• _WHAT TO WORK ON_: Identify all lines of the data containing the string "page" and copy them.

• _SUPPLIED INFORMATION_:
****************************************

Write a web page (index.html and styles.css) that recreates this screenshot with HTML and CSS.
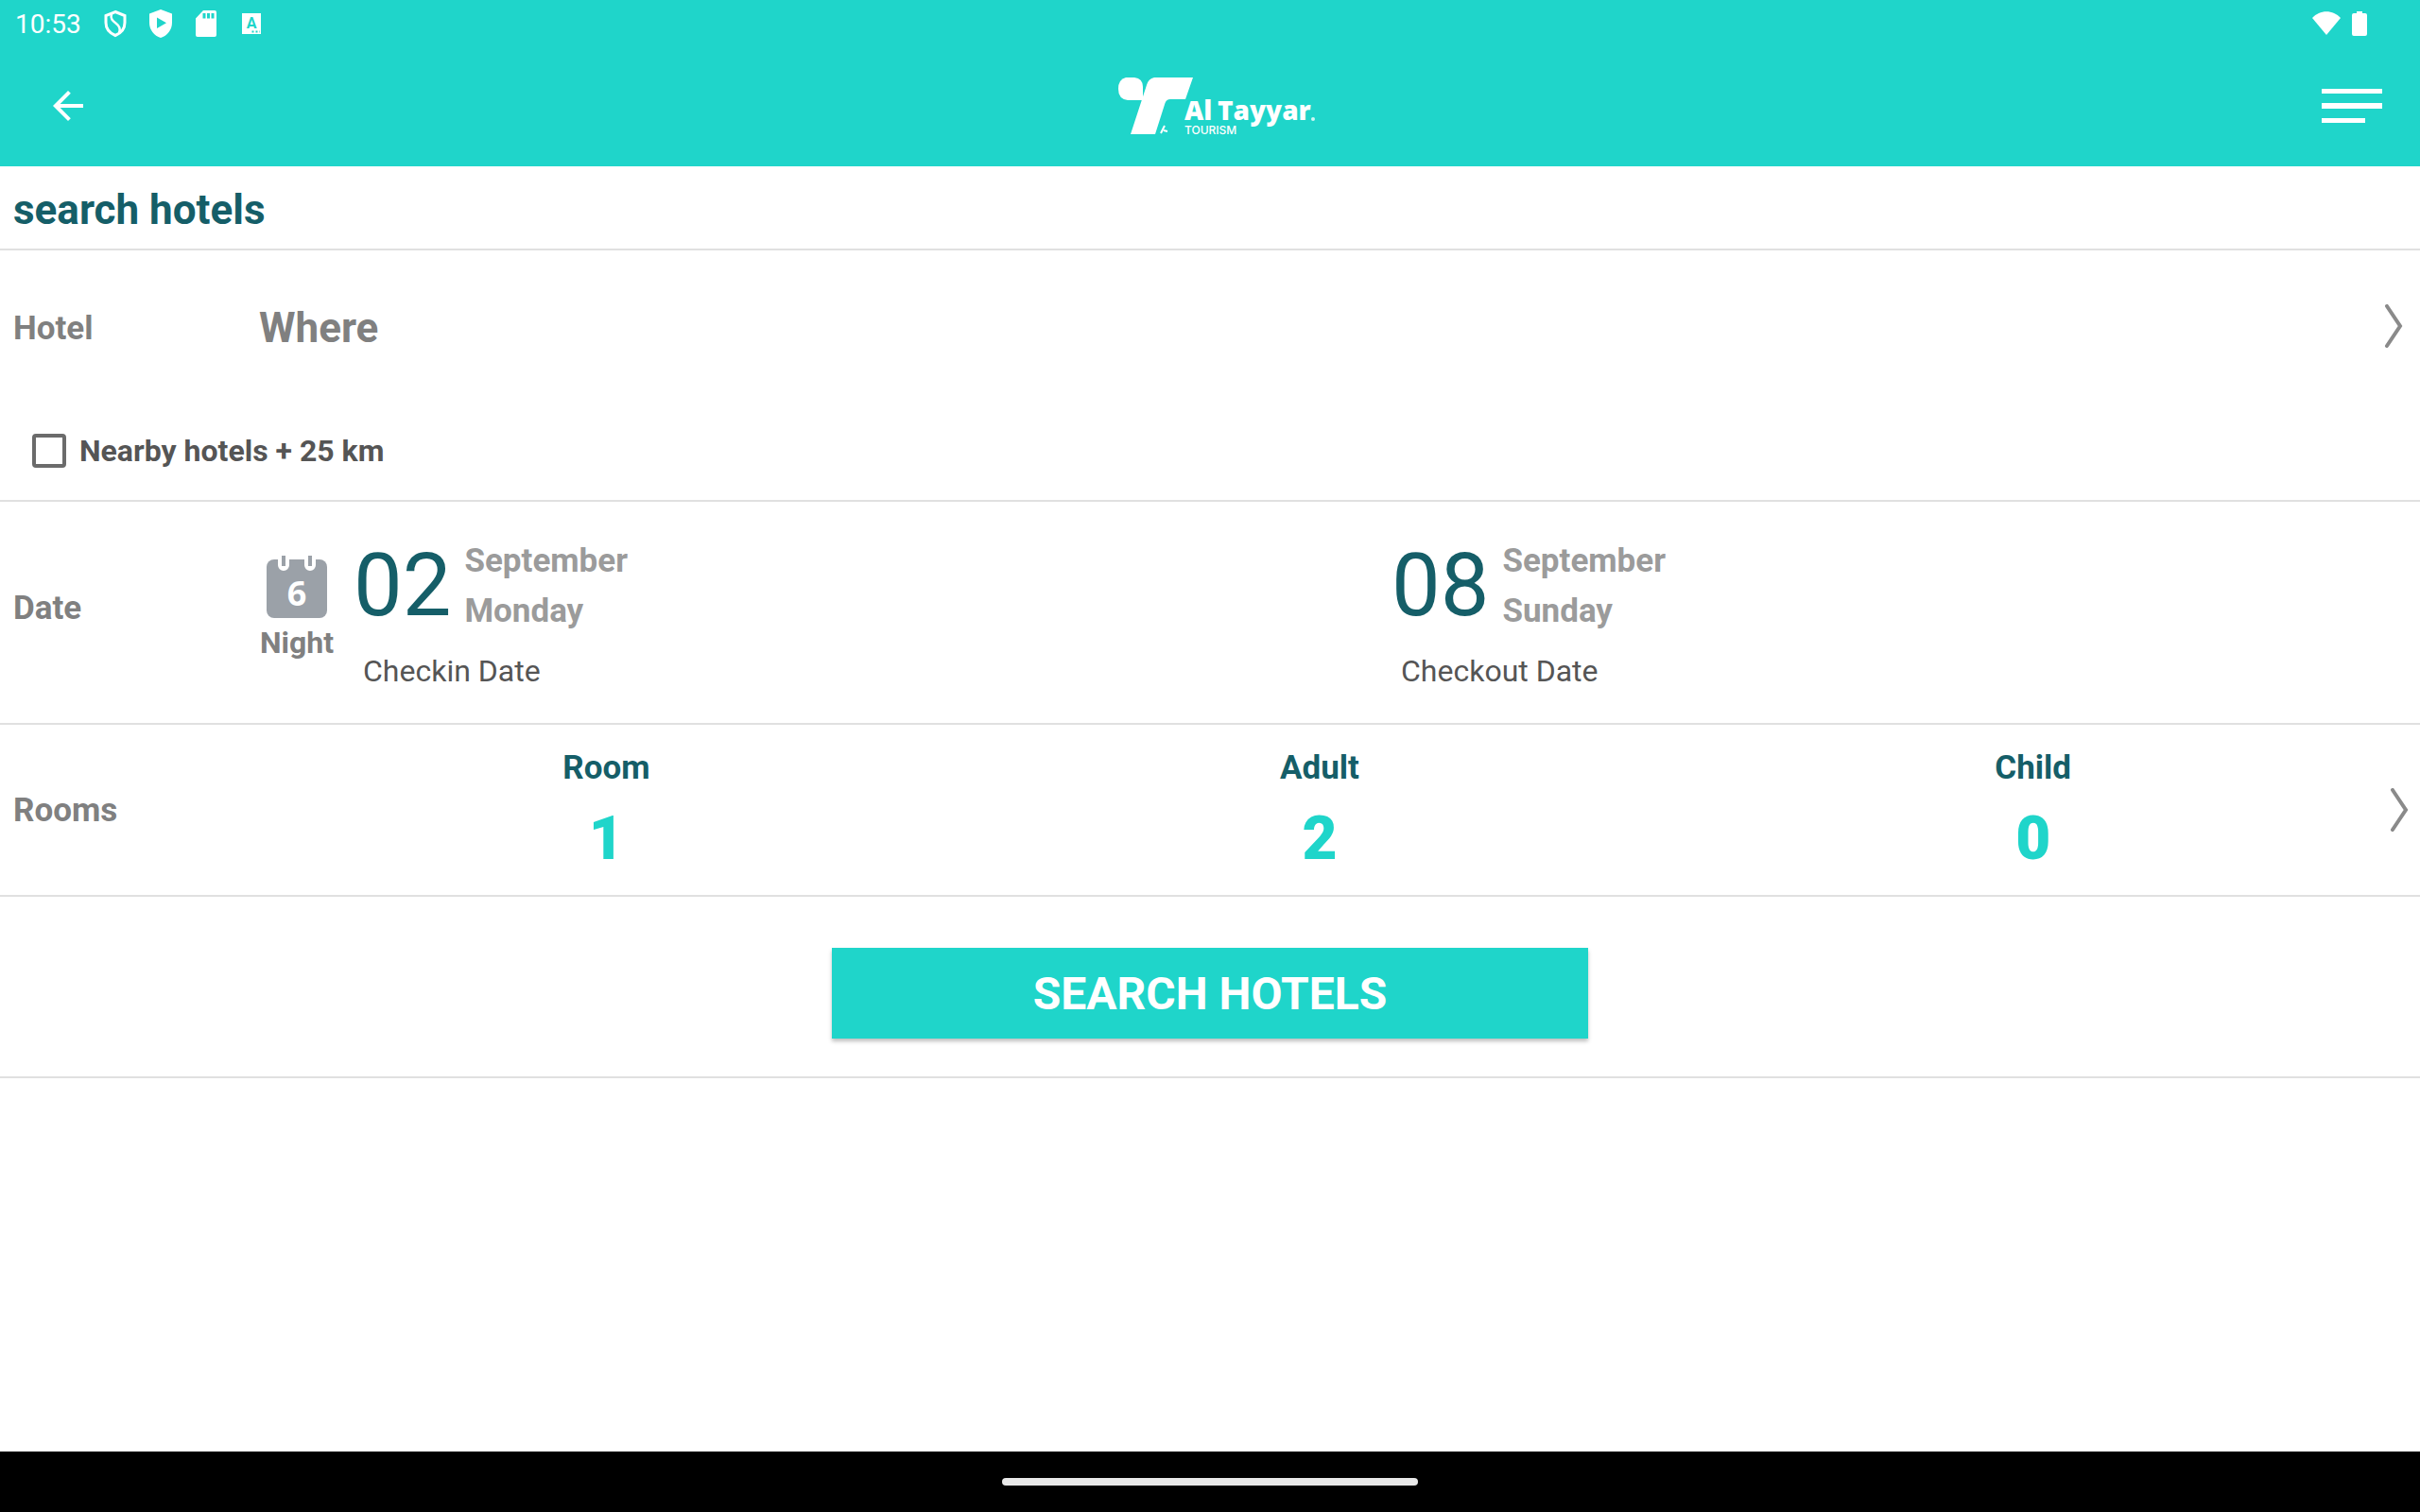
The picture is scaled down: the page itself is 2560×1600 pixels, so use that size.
FILE: index.html
```
<!DOCTYPE html>
<html lang="en">
<head>
  <meta charset="utf-8">
  <meta name="viewport" content="width=device-width, initial-scale=1">
  <title>Al Tayyar - Search Hotels</title>
  <link rel="stylesheet" href="styles.css">
</head>
<body>
  <header class="top">
    <div class="status-bar">
      <span class="clock">10:53</span>
      <div class="status-icons">
        <svg width="26" height="30" viewBox="0 0 26 30" fill="none" stroke="#fff" stroke-width="3">
          <path d="M13 2.5 L23 6.5 V14 C23 20 19 25 13 27.5 C7 25 3 20 3 14 V6.5 Z"/>
          <path d="M9 4.500 C7.500 10 10 12 14 15 C18 18 18.500 21 17 24.500" stroke-width="2.5"/>
        </svg>
        <svg width="26" height="30" viewBox="0 0 26 30">
          <path fill="#fff" fill-rule="evenodd" d="M13 0 L25 4.5 V14 C25 21.5 20 28 13 30 C6 28 1 21.5 1 14 V4.5 Z M9 8.5 V20 L19 14.2 Z"/>
        </svg>
        <svg width="26" height="30" viewBox="0 0 26 30">
          <path fill="#fff" fill-rule="evenodd" d="M10 1 H22 Q24 1 24 3 V27 Q24 29 22 29 H4 Q2 29 2 27 V9.500 Z M9.500 4 V9.500 H12.500 V4 Z M14 4 V9.500 H17 V4 Z M18.500 4 V9.500 H21.500 V4 Z"/>
        </svg>
        <svg width="26" height="30" viewBox="0 0 26 30">
          <rect x="3" y="4" width="20" height="22" fill="#fff"/>
          <text class="badge-letter" x="13" y="20" text-anchor="middle">A</text>
          <path stroke="#1fd5ca" stroke-width="2" stroke-dasharray="2 2" d="M13.500 23.500 H22"/>
        </svg>
      </div>
      <div class="system-icons">
        <svg width="30" height="26" viewBox="0 0 30 26">
          <path fill="#fff" d="M0 7 C8 -2 22 -2 30 7 L15 25 Z"/>
        </svg>
        <svg width="16" height="26" viewBox="0 0 16 26">
          <path fill="#fff" d="M5 0 H11 V2 H14 Q16 2 16 4 V24 Q16 26 14 26 H2 Q0 26 0 24 V4 Q0 2 2 2 H5 Z"/>
        </svg>
      </div>
    </div>
    <div class="app-bar">
      <button type="button" class="icon-button" aria-label="Back">
        <svg width="48" height="48" viewBox="0 0 24 24">
          <path fill="#fff" d="M20 11H7.830l5.590-5.590L12 4l-8 8 8 8 1.410-1.410L7.830 13H20v-2z"/>
        </svg>
      </button>
      <svg class="logo" width="216" height="66" viewBox="-5 0 216 66" role="img" aria-label="Al Tayyar Tourism">
        <path fill="#fff" d="M10 3 H19 Q28 4 28 13 V27 H12 Q2 26 2 15 Q2 5 10 3 Z"/>
        <path fill="#fff" d="M40 3 H81 L73 26 H57 Q53 26 51.500 30 L41 63 H15 L32 11 Q34 4 40 3 Z"/>
        <path fill="none" stroke="#fff" stroke-width="2" d="M51 54 L47 62 M50 59 L54 60"/>
        <text class="logo-name" x="72" y="48">Al</text>
        <text class="logo-name" x="107" y="48">Tayyar</text>
        <circle cx="208" cy="47" r="2" fill="#fff" opacity="0.8"/>
        <text class="logo-sub" x="72" y="63">TOURISM</text>
      </svg>
      <button type="button" class="icon-button" aria-label="Menu">
        <svg width="64" height="36" viewBox="0 0 64 36" fill="#fff">
          <rect y="0" width="64" height="5"/>
          <rect y="15" width="64" height="6"/>
          <rect y="31" width="46" height="5"/>
        </svg>
      </button>
    </div>
  </header>

  <main>
    <h1>search hotels</h1>
    <form>
      <section class="hotel">
        <button type="button" class="row hotel-row">
          <span class="label">Hotel</span>
          <span class="where">Where</span>
          <svg class="chevron" width="20" height="46" viewBox="0 0 20 46">
            <path d="M3 2 L17 23 L3 44"/>
          </svg>
        </button>
        <label class="nearby">
          <input type="checkbox">
          Nearby hotels + 25 km
        </label>
      </section>

      <section class="row dates">
        <span class="label">Date</span>
        <div class="nights">
          <svg width="66" height="68" viewBox="0 0 66 68">
            <rect x="1" y="5" width="64" height="62" rx="8" fill="#9ba1a8"/>
            <path stroke="#fff" stroke-width="12" stroke-linecap="round" d="M19 0 V11 M47 0 V11"/>
            <path stroke="#9ba1a8" stroke-width="4" d="M19 1 V12 M47 1 V12"/>
            <text class="night-count" x="33" y="54" text-anchor="middle">6</text>
          </svg>
          <span>Night</span>
        </div>
        <button type="button" class="date">
          <span class="date-value">
            <span class="day">02</span>
            <span class="month">September<br>Monday</span>
          </span>
          <span class="caption">Checkin Date</span>
        </button>
        <button type="button" class="date">
          <span class="date-value">
            <span class="day">08</span>
            <span class="month">September<br>Sunday</span>
          </span>
          <span class="caption">Checkout Date</span>
        </button>
      </section>

      <section>
        <button type="button" class="row rooms">
          <span class="label">Rooms</span>
          <span class="count">Room <strong>1</strong></span>
          <span class="count">Adult <strong>2</strong></span>
          <span class="count">Child <strong>0</strong></span>
          <svg class="chevron" width="20" height="46" viewBox="0 0 20 46">
            <path d="M3 2 L17 23 L3 44"/>
          </svg>
        </button>
      </section>

      <section class="submit">
        <button type="submit" class="search-button">SEARCH HOTELS</button>
      </section>
    </form>
  </main>

  <footer class="nav-bar">
    <div class="home-handle"></div>
  </footer>
</body>
</html>
```

FILE: styles.css
```
* {
  box-sizing: border-box;
}

body {
  margin: 0;
  min-height: 100vh;
  display: flex;
  flex-direction: column;
  font-family: Roboto, sans-serif;
  background-color: #fff;
  color: #808080;
}

button {
  font: inherit;
  color: inherit;
  background: none;
  border: none;
  padding: 0;
  text-align: left;
  cursor: pointer;
}

svg {
  display: block;
  flex-shrink: 0;
}

/* header */
.top {
  background-color: #1fd5ca;
  color: #fff;
}

.status-bar {
  display: flex;
  align-items: center;
  height: 48px;
  padding: 2px 56px 0 16px;
}

.clock {
  font-size: 28px;
}

.status-icons {
  display: flex;
  gap: 22px;
  margin-left: 23px;
}

.badge-letter {
  font: bold 16px Roboto, sans-serif;
  fill: #1fd5ca;
}

.system-icons {
  display: flex;
  gap: 12px;
  margin-left: auto;
}

.app-bar {
  display: grid;
  grid-template-columns: 1fr auto 1fr;
  align-items: center;
  height: 128px;
  padding: 0 40px 0 48px;
}

.icon-button:last-child {
  justify-self: end;
}

.icon-button:first-child {
  justify-self: start;
}

.logo-name {
  font: 800 28px "Open Sans", sans-serif;
  fill: #fff;
}

.logo-sub {
  font: 500 12px Inter, sans-serif;
  fill: #fff;
}

/* search form */
main {
  flex: 1;
}

h1 {
  margin: 0;
  padding: 20px 14px 15px;
  font-size: 44px;
  line-height: 52px;
  color: #155e68;
  border-bottom: 2px solid #e0e0e0;
}

section {
  border-bottom: 2px solid #e0e0e0;
}

.row {
  display: flex;
  align-items: center;
  width: 100%;
}

.label {
  width: 260px;
  font-size: 35px;
  font-weight: bold;
}

.chevron {
  fill: none;
  stroke: #8a8a8a;
  stroke-width: 4;
  stroke-linecap: round;
}

.hotel {
  padding-bottom: 4px;
}

.hotel-row {
  height: 164px;
  padding: 0 18px 0 14px;
}

.hotel-row .chevron {
  margin-bottom: 4px;
}

.where {
  flex: 1;
  font-size: 44px;
  font-weight: bold;
}

.nearby {
  display: flex;
  align-items: center;
  gap: 14px;
  height: 96px;
  padding-left: 34px;
  font-size: 32px;
  font-weight: bold;
  color: #555;
}

.nearby input {
  appearance: none;
  width: 36px;
  height: 36px;
  margin: 0;
  border: 4px solid #6b6b6b;
  border-radius: 4px;
}

.nearby input:checked {
  background-color: #1fd5ca;
}

.dates {
  height: 236px;
  padding-left: 14px;
}

.dates .label,
.nights {
  margin-bottom: 10px;
}

.nights {
  display: flex;
  flex-direction: column;
  align-items: center;
  gap: 6px;
  width: 80px;
  margin-right: 10px;
  font-size: 32px;
  font-weight: bold;
}

.night-count {
  font: bold 36px "Open Sans", sans-serif;
  fill: #fff;
}

.date {
  flex: 1;
}

.date-value {
  display: flex;
  align-items: center;
  gap: 14px;
  padding-left: 10px;
}

.day {
  font-size: 92px;
  line-height: 106px;
  color: #155e68;
}

.month {
  font-size: 35px;
  font-weight: bold;
  line-height: 53px;
  color: #9b9b9b;
}

.caption {
  display: block;
  padding: 18px 0 0 20px;
  font-size: 32px;
  line-height: 38px;
  color: #555;
}

.rooms {
  height: 180px;
  padding: 0 12px 0 14px;
}

.rooms .label {
  width: 250px;
}

.count {
  flex: 1;
  padding-top: 16px;
  text-align: center;
  font-size: 35px;
  font-weight: bold;
  line-height: 42px;
  color: #155e68;
}

.count strong {
  display: block;
  padding-top: 4px;
  font-size: 64px;
  line-height: 100px;
  color: #1fd5ca;
}

.submit {
  display: flex;
  justify-content: center;
  padding: 54px 0 40px;
}

.search-button {
  width: 800px;
  max-width: 100%;
  height: 96px;
  font-size: 48px;
  font-weight: bold;
  text-align: center;
  color: #fff;
  background-color: #1fd5ca;
  box-shadow: 0 3px 4px rgba(0, 0, 0, 0.25);
}

/* system navigation */
.nav-bar {
  display: flex;
  align-items: center;
  justify-content: center;
  height: 64px;
  background-color: #000;
}

.home-handle {
  width: 440px;
  height: 8px;
  border-radius: 4px;
  background-color: #e8e8e8;
}
```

****************************************

• _RESPONSE BELOW_:
Write a web page (index.html and styles.css) that recreates this screenshot with HTML and CSS.
The picture is scaled down: the page itself is 2560×1600 pixels, so use that size.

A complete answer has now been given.